I distinctly remember the news in 2007 about how researchers at Northwestern University had established the upper bound on moves needed to solve a Rubik's Cube at 26. (I haven't been paying attention since, but it's obviously a lot lower now.)
Given: The number of possible states of a proper Rubik's Cube is
$$ 11! \cdot 8! \cdot 3^{8} \cdot 2^{12} = 43,252,003,274,489,856,000 ~~ (4.3252 \times 10^{19}) $$
Using the quarter-turn metric, there are only six (6) possible moves available for any cube at any time (using Singmaster notation):
$$ \text{L, R, U, D, F, and B} $$
Assuming that:
- only the quarter-turn metric is used (e.g. $\text{F}2$ is considered two moves, F F),
- all moves are in one direction only (e.g. $\text{R'}$ would be accomplished by $\text{R R R}$ [or $\text{R}3$]),
- applying a move and subsequently its inverse would be ignored stipulated by (2) above, and also ignoring the same move 4 times (to yield the same original state prior to the 4 moves),
then: a decision tree can be made where each node represents a unique (valid) state. This would be a 6-ary decision tree, with each branch representing each of the 6 basic moves above.

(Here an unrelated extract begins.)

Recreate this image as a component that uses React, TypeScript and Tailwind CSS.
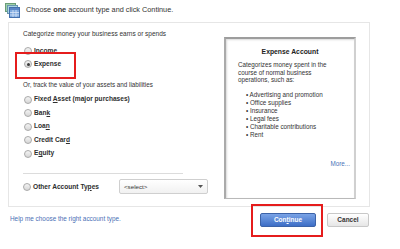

From my CS education, I know that any decision tree with $n$ nodes and $b$ daughter branches per node will have at most $\lceil\textbf{log}_{b} \textbf{n}\rceil$ levels. For states of a Rubik's Cube, this is
$$ \log_{6} (11! \cdot 8! \cdot 3^{8} \cdot 2^{12}) \cong \lceil 24.8473 \rceil = 25 ~\text{levels} $$
What this means is that one can shuffle a Rubik's Cube from any state to any other state (e.g. the solved cube) in not more than 25 moves.
Even though many symmetries and optimizations noted in code20.org show that the max number of moves is lower, my question is regarding the Northwestern Univ. discovery in particular.
Given that
- the Rubik's Cube was invented in 1974 and publicly introduced in 1980,
- decision trees in computer science have been around since at least the 1970s, and
- the Northwestern University research (2007) gave 26 moves as a newly-established upper bound (in agreement with my calculation above),
then my question is:
What took so long?
Is there something lacking in my math above? Or was the complexity of solving the cube not fully understood?
One last side note: I distinctly remember this research announcement in particular as I was teaching a CS lab in grad school at the time, and I discussed this topic with my students. The Northwestern press release seemed to imply that their discovery was a "really big deal", yet the the mathematical analysis seemed obvious to me at the time. Strange...
For the record, I have read the various Rubik's cube questions (and answers) here on math SE (and also CS SE and Stack Overflow), but I couldn't find anything about this topic in particular.
The nodes in your tree you described are not unique. Sure you can fit 43 quintillion nodes in 25 levels, but because your tree allows for duplicates, you can't be sure that you got all unique positions of the cube.
For example consider the node reached by turning RL compared to the node reached by turning LR.
I think that's what you were getting at with your Rule #3: trying to delete obvious duplicates, but in that case each node no longer has 6 children, therefore you no longer can do $\lceil\log_b n\rceil$. For example how many children does the node reached by RRR have?
FWIW you don't need to define a one-direction-only metric to do this (unfortunately flawed) analysis. In regular half-turn metric, each node will have 18 children. So $\lceil\log_{18} n\rceil=\lceil15.6428\rceil=16$, which is way less than what we know is required, due to so many duplicate nodes being in our tree.
(Credit where credit is due: this is basically @Arthur's answer he gave in the comments.)